*Work to be completed*
Go through the material and write it all out exactly, minus the pictures.
═══ Data segment
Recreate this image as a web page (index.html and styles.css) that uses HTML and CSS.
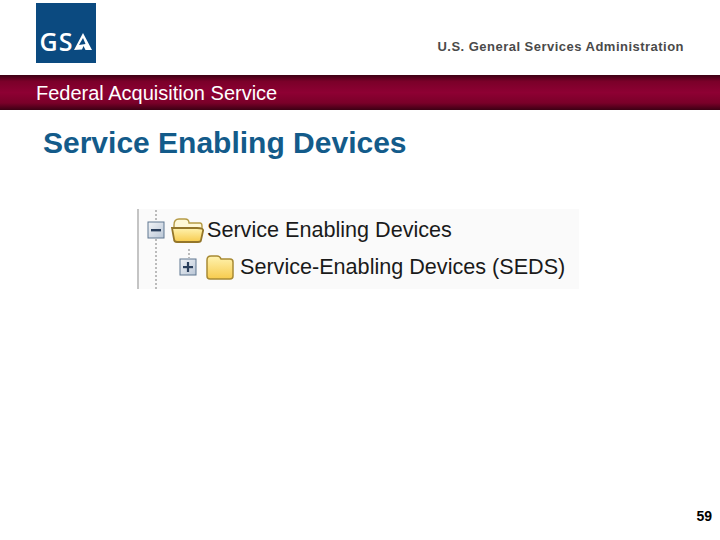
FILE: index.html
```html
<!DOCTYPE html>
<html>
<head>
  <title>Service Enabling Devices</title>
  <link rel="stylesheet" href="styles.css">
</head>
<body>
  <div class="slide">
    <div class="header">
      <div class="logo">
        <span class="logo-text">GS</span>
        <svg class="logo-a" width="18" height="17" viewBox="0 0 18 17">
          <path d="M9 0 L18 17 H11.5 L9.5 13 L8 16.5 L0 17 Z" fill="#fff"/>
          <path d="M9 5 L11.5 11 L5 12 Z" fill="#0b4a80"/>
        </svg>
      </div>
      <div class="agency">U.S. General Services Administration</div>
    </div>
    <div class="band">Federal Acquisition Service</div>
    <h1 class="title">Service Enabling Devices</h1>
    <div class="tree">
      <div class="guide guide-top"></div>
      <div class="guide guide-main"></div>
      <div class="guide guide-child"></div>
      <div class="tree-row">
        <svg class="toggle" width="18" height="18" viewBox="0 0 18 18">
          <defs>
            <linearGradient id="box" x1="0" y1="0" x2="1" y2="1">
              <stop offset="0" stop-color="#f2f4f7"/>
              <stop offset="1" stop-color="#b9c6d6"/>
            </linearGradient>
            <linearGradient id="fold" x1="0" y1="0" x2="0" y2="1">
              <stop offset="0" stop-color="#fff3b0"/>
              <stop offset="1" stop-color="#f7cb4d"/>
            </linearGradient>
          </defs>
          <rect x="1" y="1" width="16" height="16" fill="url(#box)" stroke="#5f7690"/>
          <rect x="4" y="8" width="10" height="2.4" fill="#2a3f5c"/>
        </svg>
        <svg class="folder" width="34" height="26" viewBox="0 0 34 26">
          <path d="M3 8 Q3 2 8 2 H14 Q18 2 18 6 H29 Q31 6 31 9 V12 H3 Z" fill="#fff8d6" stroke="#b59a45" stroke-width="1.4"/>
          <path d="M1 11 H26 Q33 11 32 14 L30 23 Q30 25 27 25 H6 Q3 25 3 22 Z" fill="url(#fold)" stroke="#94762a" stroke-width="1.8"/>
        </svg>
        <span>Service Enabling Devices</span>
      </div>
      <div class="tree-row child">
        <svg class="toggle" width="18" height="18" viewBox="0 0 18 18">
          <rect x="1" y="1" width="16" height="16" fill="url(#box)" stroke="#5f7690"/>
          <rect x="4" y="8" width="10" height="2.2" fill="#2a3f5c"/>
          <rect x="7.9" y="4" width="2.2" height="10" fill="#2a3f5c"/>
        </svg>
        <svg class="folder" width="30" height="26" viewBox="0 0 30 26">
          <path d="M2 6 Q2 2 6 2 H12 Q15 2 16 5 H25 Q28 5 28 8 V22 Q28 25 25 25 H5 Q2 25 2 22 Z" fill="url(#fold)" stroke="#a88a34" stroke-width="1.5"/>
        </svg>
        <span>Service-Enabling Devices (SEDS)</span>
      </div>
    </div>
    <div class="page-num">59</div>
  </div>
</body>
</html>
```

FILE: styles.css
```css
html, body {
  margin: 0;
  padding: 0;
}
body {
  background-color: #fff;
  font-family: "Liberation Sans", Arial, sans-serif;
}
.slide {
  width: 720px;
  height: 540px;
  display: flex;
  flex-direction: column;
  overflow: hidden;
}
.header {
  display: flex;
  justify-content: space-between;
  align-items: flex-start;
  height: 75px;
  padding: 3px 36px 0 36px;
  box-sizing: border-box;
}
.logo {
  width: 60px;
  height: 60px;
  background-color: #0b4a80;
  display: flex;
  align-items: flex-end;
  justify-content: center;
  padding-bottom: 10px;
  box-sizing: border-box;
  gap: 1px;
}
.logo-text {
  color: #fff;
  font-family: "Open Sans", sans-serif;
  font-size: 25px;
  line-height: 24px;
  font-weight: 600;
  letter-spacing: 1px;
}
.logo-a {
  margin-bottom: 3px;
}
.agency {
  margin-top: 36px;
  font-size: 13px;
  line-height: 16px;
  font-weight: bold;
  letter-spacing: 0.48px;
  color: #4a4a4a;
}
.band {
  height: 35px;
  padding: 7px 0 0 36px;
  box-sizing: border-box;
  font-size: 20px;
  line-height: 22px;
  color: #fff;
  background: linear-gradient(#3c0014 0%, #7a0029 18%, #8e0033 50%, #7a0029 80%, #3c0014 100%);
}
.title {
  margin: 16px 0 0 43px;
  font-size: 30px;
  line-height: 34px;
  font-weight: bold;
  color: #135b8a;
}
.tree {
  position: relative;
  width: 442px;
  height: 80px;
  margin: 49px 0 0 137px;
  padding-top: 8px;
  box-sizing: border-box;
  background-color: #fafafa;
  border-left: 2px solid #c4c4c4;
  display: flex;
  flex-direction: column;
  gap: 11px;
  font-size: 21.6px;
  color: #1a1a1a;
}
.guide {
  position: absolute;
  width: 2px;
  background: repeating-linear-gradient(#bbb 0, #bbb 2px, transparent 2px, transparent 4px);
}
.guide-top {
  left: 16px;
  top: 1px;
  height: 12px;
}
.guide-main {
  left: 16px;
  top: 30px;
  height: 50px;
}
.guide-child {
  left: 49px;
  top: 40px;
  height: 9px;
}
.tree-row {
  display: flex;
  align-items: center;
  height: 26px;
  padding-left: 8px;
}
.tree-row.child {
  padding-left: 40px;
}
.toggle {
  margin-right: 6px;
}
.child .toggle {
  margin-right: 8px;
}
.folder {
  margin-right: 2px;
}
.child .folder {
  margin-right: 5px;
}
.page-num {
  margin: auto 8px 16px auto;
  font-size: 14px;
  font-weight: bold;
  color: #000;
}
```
══════
*Written reply*
Recreate this image as a web page (index.html and styles.css) that uses HTML and CSS.
FILE: index.html
```html
<!DOCTYPE html>
<html>
<head>
  <title>Service Enabling Devices</title>
  <link rel="stylesheet" href="styles.css">
</head>
<body>
  <div class="slide">
    <div class="header">
      <div class="logo">
        <span class="logo-text">GS</span>
        <svg class="logo-a" width="18" height="17" viewBox="0 0 18 17">
          <path d="M9 0 L18 17 H11.5 L9.5 13 L8 16.5 L0 17 Z" fill="#fff"/>
          <path d="M9 5 L11.5 11 L5 12 Z" fill="#0b4a80"/>
        </svg>
      </div>
      <div class="agency">U.S. General Services Administration</div>
    </div>
    <div class="band">Federal Acquisition Service</div>
    <h1 class="title">Service Enabling Devices</h1>
    <div class="tree">
      <div class="guide guide-top"></div>
      <div class="guide guide-main"></div>
      <div class="guide guide-child"></div>
      <div class="tree-row">
        <svg class="toggle" width="18" height="18" viewBox="0 0 18 18">
          <defs>
            <linearGradient id="box" x1="0" y1="0" x2="1" y2="1">
              <stop offset="0" stop-color="#f2f4f7"/>
              <stop offset="1" stop-color="#b9c6d6"/>
            </linearGradient>
            <linearGradient id="fold" x1="0" y1="0" x2="0" y2="1">
              <stop offset="0" stop-color="#fff3b0"/>
              <stop offset="1" stop-color="#f7cb4d"/>
            </linearGradient>
          </defs>
          <rect x="1" y="1" width="16" height="16" fill="url(#box)" stroke="#5f7690"/>
          <rect x="4" y="8" width="10" height="2.4" fill="#2a3f5c"/>
        </svg>
        <svg class="folder" width="34" height="26" viewBox="0 0 34 26">
          <path d="M3 8 Q3 2 8 2 H14 Q18 2 18 6 H29 Q31 6 31 9 V12 H3 Z" fill="#fff8d6" stroke="#b59a45" stroke-width="1.4"/>
          <path d="M1 11 H26 Q33 11 32 14 L30 23 Q30 25 27 25 H6 Q3 25 3 22 Z" fill="url(#fold)" stroke="#94762a" stroke-width="1.8"/>
        </svg>
        <span>Service Enabling Devices</span>
      </div>
      <div class="tree-row child">
        <svg class="toggle" width="18" height="18" viewBox="0 0 18 18">
          <rect x="1" y="1" width="16" height="16" fill="url(#box)" stroke="#5f7690"/>
          <rect x="4" y="8" width="10" height="2.2" fill="#2a3f5c"/>
          <rect x="7.9" y="4" width="2.2" height="10" fill="#2a3f5c"/>
        </svg>
        <svg class="folder" width="30" height="26" viewBox="0 0 30 26">
          <path d="M2 6 Q2 2 6 2 H12 Q15 2 16 5 H25 Q28 5 28 8 V22 Q28 25 25 25 H5 Q2 25 2 22 Z" fill="url(#fold)" stroke="#a88a34" stroke-width="1.5"/>
        </svg>
        <span>Service-Enabling Devices (SEDS)</span>
      </div>
    </div>
    <div class="page-num">59</div>
  </div>
</body>
</html>
```

FILE: styles.css
```css
html, body {
  margin: 0;
  padding: 0;
}
body {
  background-color: #fff;
  font-family: "Liberation Sans", Arial, sans-serif;
}
.slide {
  width: 720px;
  height: 540px;
  display: flex;
  flex-direction: column;
  overflow: hidden;
}
.header {
  display: flex;
  justify-content: space-between;
  align-items: flex-start;
  height: 75px;
  padding: 3px 36px 0 36px;
  box-sizing: border-box;
}
.logo {
  width: 60px;
  height: 60px;
  background-color: #0b4a80;
  display: flex;
  align-items: flex-end;
  justify-content: center;
  padding-bottom: 10px;
  box-sizing: border-box;
  gap: 1px;
}
.logo-text {
  color: #fff;
  font-family: "Open Sans", sans-serif;
  font-size: 25px;
  line-height: 24px;
  font-weight: 600;
  letter-spacing: 1px;
}
.logo-a {
  margin-bottom: 3px;
}
.agency {
  margin-top: 36px;
  font-size: 13px;
  line-height: 16px;
  font-weight: bold;
  letter-spacing: 0.48px;
  color: #4a4a4a;
}
.band {
  height: 35px;
  padding: 7px 0 0 36px;
  box-sizing: border-box;
  font-size: 20px;
  line-height: 22px;
  color: #fff;
  background: linear-gradient(#3c0014 0%, #7a0029 18%, #8e0033 50%, #7a0029 80%, #3c0014 100%);
}
.title {
  margin: 16px 0 0 43px;
  font-size: 30px;
  line-height: 34px;
  font-weight: bold;
  color: #135b8a;
}
.tree {
  position: relative;
  width: 442px;
  height: 80px;
  margin: 49px 0 0 137px;
  padding-top: 8px;
  box-sizing: border-box;
  background-color: #fafafa;
  border-left: 2px solid #c4c4c4;
  display: flex;
  flex-direction: column;
  gap: 11px;
  font-size: 21.6px;
  color: #1a1a1a;
}
.guide {
  position: absolute;
  width: 2px;
  background: repeating-linear-gradient(#bbb 0, #bbb 2px, transparent 2px, transparent 4px);
}
.guide-top {
  left: 16px;
  top: 1px;
  height: 12px;
}
.guide-main {
  left: 16px;
  top: 30px;
  height: 50px;
}
.guide-child {
  left: 49px;
  top: 40px;
  height: 9px;
}
.tree-row {
  display: flex;
  align-items: center;
  height: 26px;
  padding-left: 8px;
}
.tree-row.child {
  padding-left: 40px;
}
.toggle {
  margin-right: 6px;
}
.child .toggle {
  margin-right: 8px;
}
.folder {
  margin-right: 2px;
}
.child .folder {
  margin-right: 5px;
}
.page-num {
  margin: auto 8px 16px auto;
  font-size: 14px;
  font-weight: bold;
  color: #000;
}
```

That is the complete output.